Elephant Poaching A Crisis

10th October 2013 UNDER WWF

Dr Kate Evans runs Elephants for Africa an organisation she founded back in 2007. Her interests in these magnificent animals started when she began researching adolescent male elephants in the Okavango Delta nearly a decade ago.

“Elephants have always been my passion, and growing up the poaching crisis of the 1970s and 80s had a massive impact on the journey that my life would take. Since 2002 I have been studying the elephants of Botswana, home to the largest remaining population in the world. My particular interest is male elephants and their ecological and social requirements.” Dr Evans said.

After starting the charity to support conservation of elephants in Africa the organization now runs projects in South Africa and Ethiopia.

Dr Evans says she is not surprised by the shocking revelation there is another poaching crisis that is reverberating throughout Africa. Whole elephant herds are being indiscriminately gunned down regardless of whether the animals are adults or calves. Even more sickening is once the ivory is taken, these magnificent animals are simply left to rot in the sun.

The question that needs to be asked is what do these animals think or feel when they stumble across a whole herd of dead elephants, and more importantly what are the consequences for humans.

Researchers in Ethiopia have seen the devastation up close with as many as 66 elephants reported poached over the last few months leaving roughly 150-250 wild elephants in the Babile Elephant sanctuary.

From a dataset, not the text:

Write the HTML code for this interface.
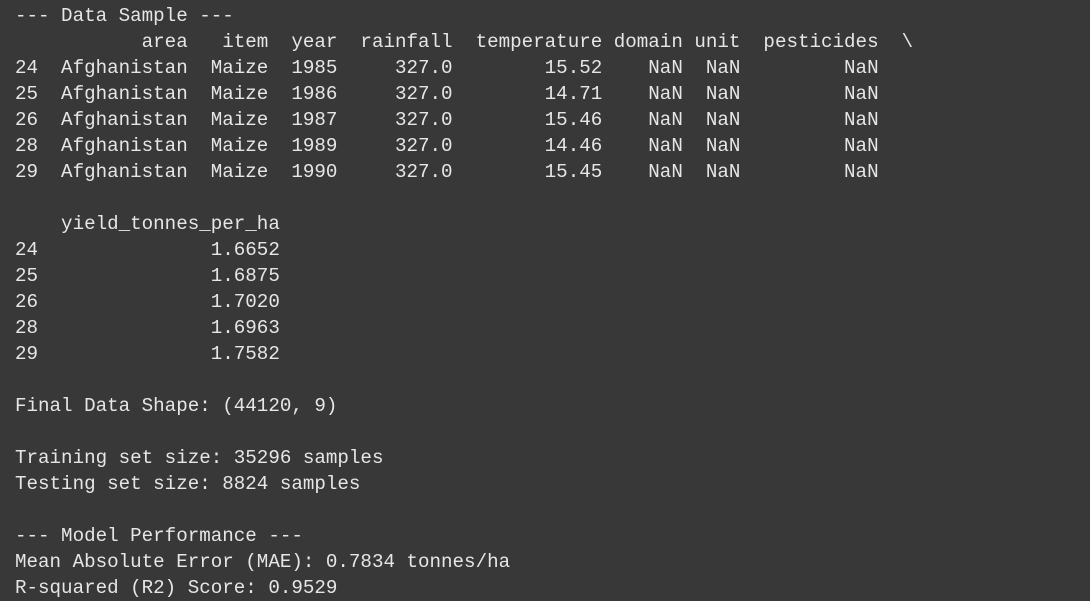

The loss not only devastates the elephant population but causes significant problems for the ecology of the area.

The sanctuary is surrounded by a sea of humanity and when the last elephant dies there will be no repopulation which would cause irrevocable change that would affect both people and animals that reside in the area.

Even Botswana which has had much success in the past is no longer the safe haven it used to be with more reports of poaching surfacing every day.

It is not possible to understand the true impact of what a mass extinction of the African elephant will have both on the economy and ecology of Africa, though if nothing is done to stop the illegal trade in ivory this is the stark reality.